Mediation is purely voluntary – it can only take place if both parties agree.
Note that whilst many mediators are family lawyers, they cannot advise the parties. They will, however, seek to ensure that any agreement that the parties reach in mediation is broadly reasonable.
The mediator will also try to ensure that neither party tries to force the other to agree to terms that they are not happy with.
The mediator will charge a fee, which is usually shared between the parties. The amount of the fee will depend upon the number of appointments the parties have with the mediator. Legal aid is available for mediation.
Mediation usually involves the parties attending a series of face-to-face meetings with the mediator (you can attend jointly or separately).
The mediation process will end when the parties reach full agreement on all matters, when one or both of the parties pull out of the process, or when the mediator decides that there is no prospect any further progress towards a full agreement.
At the end of the mediation process, the mediator will prepare a written memorandum, setting out what was agreed between the parties and what was not.
You may wish to get legal advice from a Solicitor throughout the mediation process, it’s wise to have a case open with your solicitor whilst mediation is ongoing, that way you can get legal advice throughout the mediation process. Additionally, whether mediation is successful or unsuccessful you’ll want your Solicitor to advise on the next steps when you’ve completed the mediation process.
Seek legal advice.
If the mediation is successful then what happens next depends upon the type of dispute.
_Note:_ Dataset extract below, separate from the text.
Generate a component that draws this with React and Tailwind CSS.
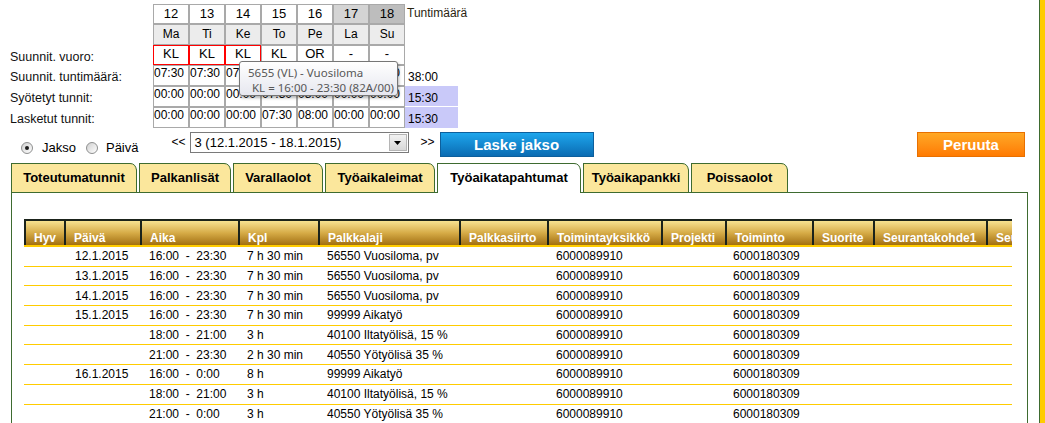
import React from "react";

const days = [
  { n: "12", d: "Ma", v: "KL", red: true, p: "07:30", s: "00:00", l: "00:00", nbg: "bg-white" },
  { n: "13", d: "Ti", v: "KL", red: true, p: "07:30", s: "00:00", l: "00:00", nbg: "bg-white" },
  { n: "14", d: "Ke", v: "KL", red: true, p: "07:30", s: "00:00", l: "00:00", nbg: "bg-white" },
  { n: "15", d: "To", v: "KL", red: false, p: "07:30", s: "07:30", l: "07:30", nbg: "bg-white" },
  { n: "16", d: "Pe", v: "OR", red: false, p: "08:00", s: "08:00", l: "08:00", nbg: "bg-white" },
  { n: "17", d: "La", v: "-", red: false, p: "00:00", s: "00:00", l: "00:00", nbg: "bg-[#d4d4d4]" },
  { n: "18", d: "Su", v: "-", red: false, p: "00:00", s: "00:00", l: "00:00", nbg: "bg-[#bdbdbd]" },
];

const cellBase = "w-[36px] h-full shrink-0 border";

function Label({ children }) {
  return (
    <div className="w-[153px] shrink-0 h-full pl-[10px] flex items-center pt-[3px] text-[12.5px] leading-[14px] text-[#111]">
      {children}
    </div>
  );
}

function TopGrid() {
  return (
    <div className="relative pt-[4px] h-[128px]">
      <div className="flex h-[20px]">
        <div className="w-[153px] shrink-0" />
        {days.map((x) => (
          <div key={x.n} className={`${cellBase} border-[#a9a9a9] ${x.nbg} text-center text-[13px] leading-[18px]`}>
            {x.n}
          </div>
        ))}
        <div className="pl-[2px] text-[12px] leading-[18px] text-[#2a2410]">Tuntimäärä</div>
      </div>
      <div className="flex h-[21px]">
        <div className="w-[153px] shrink-0" />
        {days.map((x) => (
          <div key={x.n} className={`${cellBase} border-[#a9a9a9] bg-[#ececec] text-center text-[12px] leading-[19px]`}>
            {x.d}
          </div>
        ))}
      </div>
      <div className="flex h-[20px]">
        <Label>Suunnit. vuoro:</Label>
        {days.map((x) => (
          <div
            key={x.n}
            className={`${cellBase} ${x.red ? "border-[#ff0000]" : "border-[#a9a9a9]"} bg-white text-center text-[13px] leading-[15px]`}
          >
            {x.v}
          </div>
        ))}
      </div>
      <div className="flex h-[21px]">
        <Label>Suunnit. tuntimäärä:</Label>
        {days.map((x) => (
          <div key={x.n} className={`${cellBase} border-[#a9a9a9] bg-white text-[12px] leading-[14px] whitespace-nowrap overflow-hidden`}>
            {x.p}
          </div>
        ))}
        <div className="w-[53px] h-full flex items-center pt-[3px] pl-[3px] text-[12px]">38:00</div>
      </div>
      <div className="flex h-[21px]">
        <Label>Syötetyt tunnit:</Label>
        {days.map((x) => (
          <div key={x.n} className={`${cellBase} border-[#a9a9a9] bg-white text-[12px] leading-[14px] whitespace-nowrap overflow-hidden`}>
            {x.s}
          </div>
        ))}
        <div className="w-[53px] h-[20px] bg-[#c9c9f9] flex items-center pt-[3px] pl-[3px] text-[12px]">15:30</div>
      </div>
      <div className="flex h-[21px]">
        <Label>Lasketut tunnit:</Label>
        {days.map((x) => (
          <div key={x.n} className={`${cellBase} border-[#a9a9a9] bg-white text-[12px] leading-[14px] whitespace-nowrap overflow-hidden`}>
            {x.l}
          </div>
        ))}
        <div className="w-[53px] h-[21px] bg-[#c9c9f9] flex items-center pt-[3px] pl-[3px] text-[12px]">15:30</div>
      </div>

      <div className="absolute left-[239px] top-[61px] w-[159px] h-[35px] rounded-[3px] border border-[#767676] bg-gradient-to-b from-white to-[#e6e7ef] shadow-[1px_2px_3px_rgba(0,0,0,0.3)] pl-[8px] pt-[3px] font-['Noto_Sans',sans-serif] text-[11.5px] leading-[15px] text-[#575757] whitespace-pre">
        <div>5655 (VL) - Vuosiloma</div>
        <div className="pl-[4px]">KL = 16:00 - 23:30 (82A/00)</div>
      </div>
    </div>
  );
}

function Radio({ checked }) {
  return (
    <span className="w-[12px] h-[12px] shrink-0 rounded-full border border-[#8e8f8f] bg-gradient-to-br from-[#d0d0d0] to-white flex items-center justify-center">
      {checked && <span className="w-[4px] h-[4px] rounded-full bg-[#1c1c1c]" />}
    </span>
  );
}

function Controls() {
  return (
    <div className="flex items-start h-[25px] mt-[4px]">
      <div className="flex items-center pl-[21px] mt-[9px] text-[13px] leading-[14px]">
        <Radio checked />
        <span className="ml-[9px]">Jakso</span>
        <span className="ml-[10px]">
          <Radio />
        </span>
        <span className="ml-[8px]">Päivä</span>
      </div>
      <span className="ml-[33px] mt-[3px] text-[12px] leading-[14px]">&lt;&lt;</span>
      <div className="ml-[4px] w-[219px] h-[21px] border border-[#7a7a7a] bg-white flex items-stretch">
        <div className="flex-1 pl-[4px] text-[13px] leading-[19px] whitespace-nowrap">3 (12.1.2015 - 18.1.2015)</div>
        <div className="w-[18px] m-px border border-[#b5b5b5] bg-gradient-to-b from-[#f2f2f2] to-[#d8d8d8] flex items-center justify-center">
          <svg width="7" height="4" viewBox="0 0 7 4">
            <path d="M0 0 H7 L3.5 4 Z" fill="#000" />
          </svg>
        </div>
      </div>
      <span className="ml-[12px] mt-[3px] text-[12px] leading-[14px]">&gt;&gt;</span>
      <button className="ml-[5px] w-[154px] h-[25px] border border-[#0d5f9c] bg-gradient-to-b from-[#1ea6ec] to-[#0b6cb3] text-white font-bold text-[15px] leading-[23px] text-center">
        Laske jakso
      </button>
      <button className="ml-auto mr-[14px] w-[108px] h-[25px] border border-[#e87000] bg-gradient-to-b from-[#ffa824] to-[#ff7a00] text-white font-bold text-[15px] leading-[23px] text-center">
        Peruuta
      </button>
    </div>
  );
}

function Fold() {
  return (
    <svg className="absolute -top-px -right-px" width="7" height="7" viewBox="0 0 7 7">
      <path d="M0 0 H7 V7 H6.5 Q5.5 0.5 0 0.5 Z" fill="#fff" />
      <path d="M0 0.5 Q5.5 0.5 6.5 7" fill="none" stroke="#3e6b30" strokeWidth="1" />
    </svg>
  );
}

const tabs = [
  { t: "Toteutumatunnit", w: "w-[126px]" },
  { t: "Palkanlisät", w: "w-[92px]" },
  { t: "Varallaolot", w: "w-[90px]" },
  { t: "Työaikaleimat", w: "w-[110px]" },
  { t: "Työaikatapahtumat", w: "w-[144px]", active: true },
  { t: "Työaikapankki", w: "w-[106px]" },
  { t: "Poissaolot", w: "w-[97px]" },
];

function Tabs() {
  return (
    <div className="flex items-start h-[29px] mt-[6px] pl-[11px] gap-[2px]">
      {tabs.map((x) => (
        <div
          key={x.t}
          className={`relative ${x.w} shrink-0 border border-b-0 border-[#3e6b30] flex items-center justify-center font-bold text-[13px] ${
            x.active ? "h-[30px] z-10 bg-white pb-px" : "h-[29px] bg-[#fbe79c]"
          }`}
        >
          {x.t}
          <Fold />
        </div>
      ))}
    </div>
  );
}

const W = [
  "w-[40px]",
  "w-[76px]",
  "w-[98px]",
  "w-[80px]",
  "w-[141px]",
  "w-[88px]",
  "w-[114px]",
  "w-[64px]",
  "w-[87px]",
  "w-[61px]",
  "w-[113px]",
  "w-[120px]",
];

const heads = [
  "Hyv",
  "Päivä",
  "Aika",
  "Kpl",
  "Palkkalaji",
  "Palkkasiirto",
  "Toimintayksikkö",
  "Projekti",
  "Toiminto",
  "Suorite",
  "Seurantakohde1",
  "Seurantakohde2",
];

const rows = [
  ["", "12.1.2015", "16:00  -  23:30", "7 h 30 min", "56550 Vuosiloma, pv"],
  ["", "13.1.2015", "16:00  -  23:30", "7 h 30 min", "56550 Vuosiloma, pv"],
  ["", "14.1.2015", "16:00  -  23:30", "7 h 30 min", "56550 Vuosiloma, pv"],
  ["", "15.1.2015", "16:00  -  23:30", "7 h 30 min", "99999 Aikatyö"],
  ["", "", "18:00  -  21:00", "3 h", "40100 Iltatyölisä, 15 %"],
  ["", "", "21:00  -  23:30", "2 h 30 min", "40550 Yötyölisä 35 %"],
  ["", "16.1.2015", "16:00  -  0:00", "8 h", "99999 Aikatyö"],
  ["", "", "18:00  -  21:00", "3 h", "40100 Iltatyölisä, 15 %"],
  ["", "", "21:00  -  0:00", "3 h", "40550 Yötyölisä 35 %"],
];

function Panel() {
  return (
    <div className="ml-[11px] w-[1017px] h-[300px] shrink-0 border border-[#3e6b30] pt-[26px] pl-[12px]">
      <div className="w-[988px] overflow-hidden">
        <div className="flex h-[28px] w-[1108px] border-t-2 border-b-2 border-t-[#1b231b] border-b-[#ffcc00] bg-gradient-to-b from-[#f7e290] via-[#d6ab46] to-[#a2700c]">
          {heads.map((h, i) => (
            <div
              key={h}
              className={`${W[i]} shrink-0 h-full border-l-2 border-[#1b231b] pl-[8px] flex items-end text-white font-bold text-[12px] leading-[14px] whitespace-nowrap overflow-hidden`}
            >
              {h}
            </div>
          ))}
        </div>
        {rows.map((r, ri) => (
          <div key={ri} className="flex w-[1108px] h-[19.7px] border-b border-[#ffcc00] items-center text-[12px] leading-[14px]">
            <div className={`${W[0]} shrink-0`} />
            <div className={`${W[1]} shrink-0 pl-[11px]`}>{r[1]}</div>
            <div className={`${W[2]} shrink-0 pl-[9px] whitespace-pre`}>{r[2]}</div>
            <div className={`${W[3]} shrink-0 pl-[9px] whitespace-pre`}>{r[3]}</div>
            <div className={`${W[4]} shrink-0 pl-[9px] whitespace-pre`}>{r[4]}</div>
            <div className={`${W[5]} shrink-0`} />
            <div className={`${W[6]} shrink-0 pl-[9px]`}>6000089910</div>
            <div className={`${W[7]} shrink-0`} />
            <div className={`${W[8]} shrink-0 pl-[8px]`}>6000180309</div>
            <div className={`${W[9]} shrink-0`} />
            <div className={`${W[10]} shrink-0`} />
            <div className={`${W[11]} shrink-0`} />
          </div>
        ))}
      </div>
    </div>
  );
}

export default function App() {
  return (
    <div className="flex w-full h-[423px] overflow-hidden bg-white font-['Liberation_Sans',Arial,sans-serif] text-black">
      <div className="w-[1039px] shrink-0 flex flex-col">
        <TopGrid />
        <Controls />
        <Tabs />
        <Panel />
      </div>
      <div className="w-px shrink-0 bg-[#3e6b30]" />
      <div className="flex-1 bg-[#ffcc00]" />
    </div>
  );
}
If it is in relation to finances, then the agreement will have to be incorporated into a consent court order. For more information about consent orders, see this page.
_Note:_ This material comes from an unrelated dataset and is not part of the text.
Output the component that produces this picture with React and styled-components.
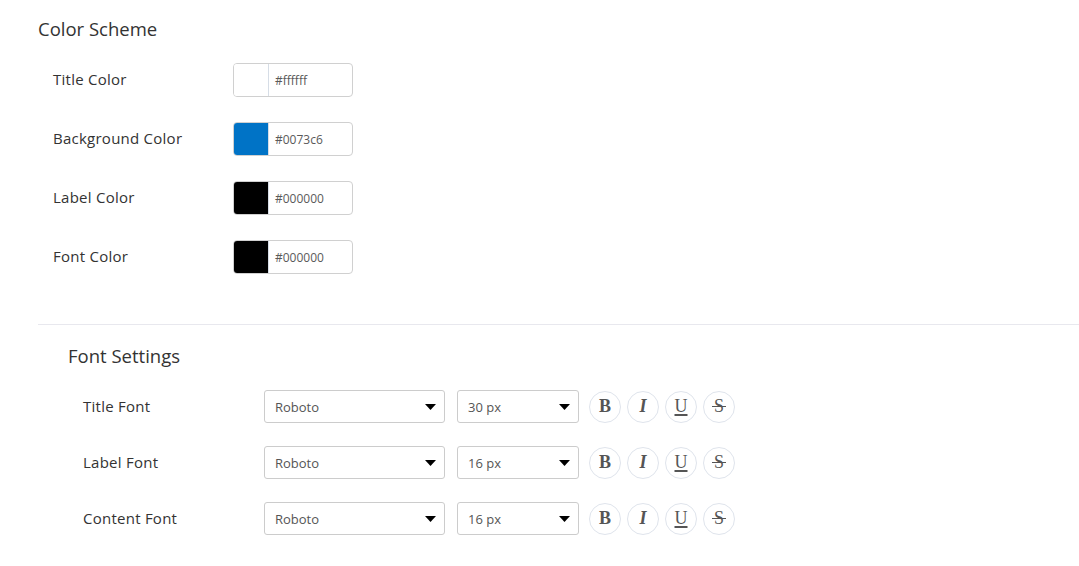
import React from 'react'
import styled, { createGlobalStyle } from 'styled-components'

const GlobalStyle = createGlobalStyle`
  body {
    margin: 0;
    background: #ffffff;
    font-family: 'Open Sans', 'Noto Sans', sans-serif;
    color: #333333;
  }
`

const colorRows = [
  { label: 'Title Color', value: '#ffffff' },
  { label: 'Background Color', value: '#0073c6' },
  { label: 'Label Color', value: '#000000' },
  { label: 'Font Color', value: '#000000' },
]

const fontRows = [
  { label: 'Title Font', family: 'Roboto', size: '30 px' },
  { label: 'Label Font', family: 'Roboto', size: '16 px' },
  { label: 'Content Font', family: 'Roboto', size: '16 px' },
]

function Caret() {
  return (
    <svg width='11' height='6' viewBox='0 0 11 6'>
      <path d='M0 0 L11 0 L5.5 6 Z' fill='#000' />
    </svg>
  )
}

function App() {
  return (
    <Page>
      <GlobalStyle />
      <ColorSection>
        <Heading>Color Scheme</Heading>
        <ColorList>
          {colorRows.map((row) => (
            <Row key={row.label}>
              <Label width={180}>{row.label}</Label>
              <ColorInput>
                <Swatch color={row.value} />
                <HexText>{row.value}</HexText>
              </ColorInput>
            </Row>
          ))}
        </ColorList>
      </ColorSection>
      <Divider />
      <FontSection>
        <Heading>Font Settings</Heading>
        <FontList>
          {fontRows.map((row) => (
            <Row key={row.label}>
              <Label width={181}>{row.label}</Label>
              <Select width={181}>
                <span>{row.family}</span>
                <Caret />
              </Select>
              <Select width={122}>
                <span>{row.size}</span>
                <Caret />
              </Select>
              <StyleButtons>
                <RoundButton bold>B</RoundButton>
                <RoundButton bold italic>I</RoundButton>
                <RoundButton underline>U</RoundButton>
                <RoundButton strike>S</RoundButton>
              </StyleButtons>
            </Row>
          ))}
        </FontList>
      </FontSection>
    </Page>
  )
}

const Page = styled.div`
  padding: 16px 0 40px 38px;
`

const ColorSection = styled.div`
  display: flex;
  flex-direction: column;
`

const FontSection = styled.div`
  display: flex;
  flex-direction: column;
  padding-left: 30px;
  padding-top: 18px;
`

const Heading = styled.h2`
  margin: 0;
  font-size: 18.5px;
  font-weight: 400;
  line-height: 25px;
  color: #333333;
`

const ColorList = styled.div`
  display: flex;
  flex-direction: column;
  gap: 25px;
  padding: 22px 0 0 15px;
`

const FontList = styled.div`
  display: flex;
  flex-direction: column;
  gap: 23px;
  padding: 22px 0 0 15px;
`

const Row = styled.div`
  display: flex;
  align-items: center;
`

const Label = styled.div`
  width: ${(p) => p.width}px;
  flex-shrink: 0;
  font-size: 15px;
  letter-spacing: 0.25px;
  line-height: 20px;
  margin-top: -2px;
  color: #333333;
`

const ColorInput = styled.div`
  display: flex;
  width: 120px;
  height: 34px;
  box-sizing: border-box;
  border: 1px solid #d0d0d0;
  border-radius: 4px;
  overflow: hidden;
`

const Swatch = styled.div`
  width: 35px;
  flex-shrink: 0;
  background: ${(p) => p.color};
  border-right: 1px solid #d6dde6;
  margin: -1px 0 -1px -1px;
`

const HexText = styled.div`
  display: flex;
  align-items: center;
  padding-left: 6px;
  font-size: 12px;
  color: #5a5a5a;
`

const Select = styled.div`
  display: flex;
  align-items: center;
  justify-content: space-between;
  width: ${(p) => p.width}px;
  height: 33px;
  box-sizing: border-box;
  padding: 0 8px 0 10px;
  margin-right: 12px;
  border: 1px solid #cccccc;
  border-radius: 3px;
  font-size: 13px;
  color: #555555;
`

const StyleButtons = styled.div`
  display: flex;
  gap: 6px;
  margin-left: -2px;
`

const RoundButton = styled.div`
  position: relative;
  width: 32px;
  height: 32px;
  box-sizing: border-box;
  border: 1px solid #dfe4ec;
  border-radius: 50%;
  display: flex;
  align-items: center;
  justify-content: center;
  font-family: 'Liberation Serif', 'DejaVu Serif', serif;
  font-weight: ${(p) => (p.bold ? 700 : 400)};
  font-size: 18px;
  color: #555555;
  font-style: ${(p) => (p.italic ? 'italic' : 'normal')};
  text-decoration: ${(p) => (p.underline ? 'underline' : 'none')};
  text-decoration-thickness: 1.5px;
  text-underline-offset: 2px;

  &::after {
    content: '';
    display: ${(p) => (p.strike ? 'block' : 'none')};
    position: absolute;
    left: 8px;
    right: 8px;
    top: 14px;
    height: 1.5px;
    background: #555555;
  }
`

const Divider = styled.hr`
  margin: 50px 0 0 0;
  border: none;
  border-top: 1px solid #e8e8ee;
  height: 0;
`

export default App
If the dispute is in relation to arrangements for children then it may not be necessary to obtain a court order, although this might happen if there are existing court proceedings.
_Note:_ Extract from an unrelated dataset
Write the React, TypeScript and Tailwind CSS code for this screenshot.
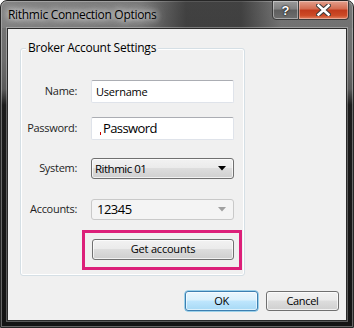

If the mediation is unsuccessful then the parties will need to go to court to resolve the outstanding disputes between them.
Anyone wishing to make an application in, or to initiate, family proceedings, normally has to attend a Mediation Information and Assessment Meeting, referred to usually by the abbreviation ‘MIAM’, before making the application (the other party is also expected to attend). The MIAM is conducted by a mediator.
The purpose of the MIAM is to provide the parties with information about how mediation works and to assess whether the case is suitable for mediation, rather than having to go through court.
If the case is suitable (including that both parties agree), then the case will be referred to mediation, before any further court proceedings.
If the mediator considers that the case is not suitable for mediation then the applicant can proceed with their application to the court.
There may be a fee for a MIAM, but legal aid is available, subject to financial eligibility.
There are exceptions to the requirement for a MIAM, for example in urgent cases, or where there has been domestic abuse. Seek advice from a Solicitor about exemptions.